With wearable devices like Google Glass, users have access to a mini computer everywhere they go thanks to a small screen integrated into the lens. This allows users to take pictures, watch videos, get directions and even browse the internet. While all of this makes life much more interactive, it can also lead to a few risks.

Our body is already exposed to some radiation when we use electronic devices like cell phones, laptops, and tablets. When a wireless device is worn on the body all day long, however, the exposure becomes even greater and can potentially create health problems.

According to Joel M. Moskowitz, Ph.D., director of the Center for Family and Community Health at the UC Berkeley Prevention Research Center School of Public Health, exposure to radiation from Wi-Fi can cause serious effects on the body because it “opens the blood brain barrier. So if you have any toxins in your blood system, those toxins can now penetrate your brain tissue with very, very low exposure microwave radiation.”

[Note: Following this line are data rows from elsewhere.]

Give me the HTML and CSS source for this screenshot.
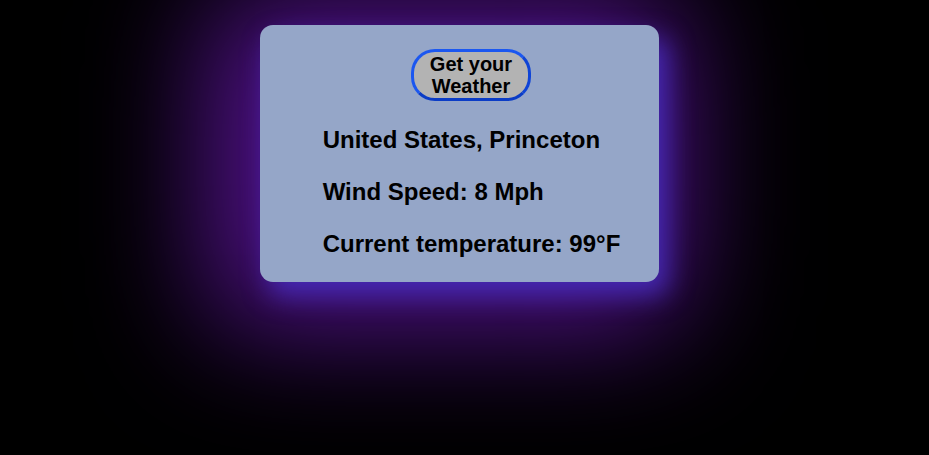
FILE: index.html
```html
<!DOCTYPE html>
<html>
<head>
<meta charset="utf-8">
<link rel="stylesheet" href="styles.css">
</head>
<body>
<div class="card">
  <div class="content">
    <button class="btn">Get your<br>Weather</button>
    <h2 class="line">United States, Princeton</h2>
    <h2 class="line">Wind Speed: 8 Mph</h2>
    <h2 class="line">Current temperature: 99°F</h2>
  </div>
</div>
</body>
</html>
```
FILE: styles.css
```css
html, body {
  margin: 0;
  height: 100%;
  background: #000;
  font-family: "Liberation Sans", Arial, sans-serif;
  overflow: hidden;
}
body {
  padding-top: 25px;
  box-sizing: border-box;
}
.card {
  width: 399px;
  height: 257px;
  margin-left: 260px;
  background: #95a6c8;
  border-radius: 13px;
  box-sizing: border-box;
  padding-top: 24px;
  display: flex;
  justify-content: center;
  padding-left: 24px;
  box-shadow: 9px 13px 26px #4529b4, -15px 8px 120px 40px #52128a;
}
.content {
  display: flex;
  flex-direction: column;
  align-items: flex-start;
}
.btn {
  align-self: center;
  width: 120px;
  height: 52px;
  margin-left: -1px;
  padding: 0;
  background: #b3b3b3;
  border: 3px solid #1b57f0;
  border-bottom-color: #0b3cc6;
  border-right-color: #0f44d6;
  border-radius: 24px;
  font-family: "Liberation Sans", Arial, sans-serif;
  font-weight: bold;
  font-size: 20px;
  line-height: 22px;
  color: #000;
}
.line {
  margin: 24px 0 0;
  font-size: 24px;
  line-height: 28px;
  font-weight: bold;
  color: #000;
}
.btn + .line { margin-top: 25px; }
```
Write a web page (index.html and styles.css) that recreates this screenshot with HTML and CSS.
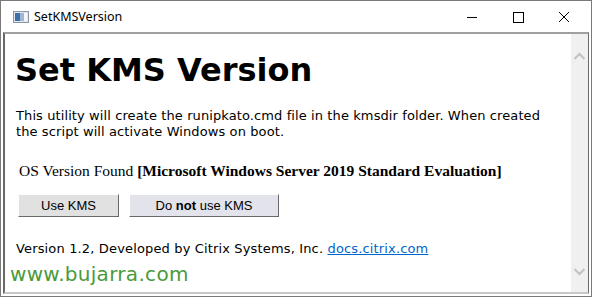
FILE: index.html
```html
<!DOCTYPE html>
<html lang="en">
<head>
  <meta charset="UTF-8">
  <title>SetKMSVersion</title>
  <link rel="stylesheet" href="styles.css">
</head>
<body>
  <div class="window">
    <div class="titlebar">
      <svg class="app-icon" width="16" height="12" viewBox="0 0 16 12">
        <rect x="0.5" y="0.5" width="15" height="11" fill="#dfe6ee" stroke="#8a97a6"/>
        <rect x="2" y="2" width="5" height="8" fill="#3d6fa8"/>
        <rect x="7" y="2" width="4" height="8" fill="#9fb7d2"/>
        <rect x="11" y="2" width="3" height="8" fill="#f4f6f9"/>
      </svg>
      <span class="title">SetKMSVersion</span>
      <div class="controls">
        <svg width="46" height="32" viewBox="0 0 46 32"><path d="M18 16.5h10" stroke="#000" stroke-width="1"/></svg>
        <svg width="46" height="32" viewBox="0 0 46 32"><rect x="18.5" y="11.5" width="10" height="10" fill="none" stroke="#000"/></svg>
        <svg width="46" height="32" viewBox="0 0 46 32"><path d="M18 11l10 10M28 11l-10 10" stroke="#000" stroke-width="1"/></svg>
      </div>
    </div>

    <div class="frame">
      <div class="content">
        <h1>Set KMS Version</h1>
        <p class="intro">This utility will create the runipkato.cmd file in the kmsdir folder. When created the script will activate Windows on boot.</p>
        <p class="os">OS Version Found <b>[Microsoft Windows Server 2019 Standard Evaluation]</b></p>
        <div class="buttons">
          <button class="btn btn-use">Use KMS</button>
          <button class="btn btn-no">Do <b>not</b> use KMS</button>
        </div>
        <p class="footer">Version 1.2, Developed by Citrix Systems, Inc. <a href="#">docs.citrix.com</a></p>
      </div>
      <div class="scrollbar">
        <svg width="17" height="17" viewBox="0 0 17 17"><path d="M3.5 11l5-5 5 5" fill="none" stroke="#c2c2c2" stroke-width="2"/></svg>
        <svg width="17" height="17" viewBox="0 0 17 17"><path d="M3.5 6l5 5 5-5" fill="none" stroke="#c2c2c2" stroke-width="2"/></svg>
      </div>
    </div>

    <div class="watermark">www.bujarra.com</div>
  </div>
</body>
</html>
```

FILE: styles.css
```css
/***----BASIC----***/
body {
  margin: 0;
  background: #fff;
  font-family: 'DejaVu Sans', Verdana, sans-serif;
}
.window {
  position: relative;
  width: 592px;
  height: 297px;
  box-sizing: border-box;
  border: 1px solid #7a7a7a;
  background: #fff;
  display: flex;
  flex-direction: column;
}

/***----Title Bar----***/
.titlebar {
  height: 31px;
  display: flex;
  align-items: center;
  padding-left: 12px;
}
.app-icon {
  margin-right: 5px;
}
.title {
  font-family: 'Noto Sans', 'Open Sans', sans-serif;
  font-size: 12.5px;
  color: #000;
}
.controls {
  margin-left: auto;
  margin-right: 4px;
  display: flex;
}

/***----Frame----***/
.frame {
  flex: 1;
  display: flex;
  margin: 0 2px 2px 2px;
  border-top: 2px solid #a0a0a0;
  border-left: 2px solid #696969;
  border-right: 1px solid #696969;
  border-bottom: 2px solid #c8c8c8;
}
.content {
  flex: 1;
  padding: 0 10px 0 11px;
  color: #000;
}
.scrollbar {
  width: 17px;
  background: #f0f0f0;
  display: flex;
  flex-direction: column;
  justify-content: space-between;
  padding: 14px 0 12px;
}

/***----Text----***/
h1 {
  font-size: 32px;
  font-weight: 700;
  margin: 16px 0 0 -1px;
  line-height: 40px;
}
.intro {
  font-size: 13px;
  letter-spacing: 0.1px;
  line-height: 16px;
  margin: 18px 0 0 0;
}
.os {
  font-family: 'Liberation Serif', 'Times New Roman', serif;
  font-size: 15.5px;
  margin: 22px 0 0 3px;
}
.buttons {
  display: flex;
  gap: 10px;
  margin: 14px 0 0 2px;
}
.btn {
  height: 23px;
  font-family: 'Liberation Sans', Arial, sans-serif;
  font-size: 13px;
  color: #000;
  background: #e1e1e1;
  border: 1px solid;
  border-color: #fff #696969 #696969 #fff;
  padding: 0;
}
.btn-use {
  width: 101px;
}
.btn-no {
  width: 150px;
  background: #e3e3ec;
}
.footer {
  font-size: 13px;
  letter-spacing: 0.15px;
  margin: 24px 0 0 0;
}
.footer a {
  color: #0066cc;
}

/* watermark */
.watermark {
  position: absolute;
  left: 9px;
  top: 261px;
  font-size: 20px;
  color: #4a9a3a;
  letter-spacing: 0.3px;
}
```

Smart glasses also present another issue. The brain is used to both eyes seeing the same thing and can easily adjust to that vision. With the use of smart glasses, a person’s vision is different for each eye, so the eye viewing the screen has to manage viewing two different perspectives. This can lead to several vision problems including visual interferencephoria and binocular rivalry.

Another issue with wearable technology is linked to the blue light emitted by the screens of electronic devices.  Blue light can be dangerous for the eyes and lead to vision problems. Having this little screen right in front of your eye is even more dangerous. However, some measures can be taken to reduce the amount of harmful blue light that reaches the eye. For example, Crizal Prevencia lenses selectively filter out the harmful blue light.

While wearable technologies are convenient, they can be hazardous to your health. It is recommended to occasionally use them and not wear them all day long.  If you do choose to use this type of technology, visit your eye doctor if you experience any signs of eye strain or headaches.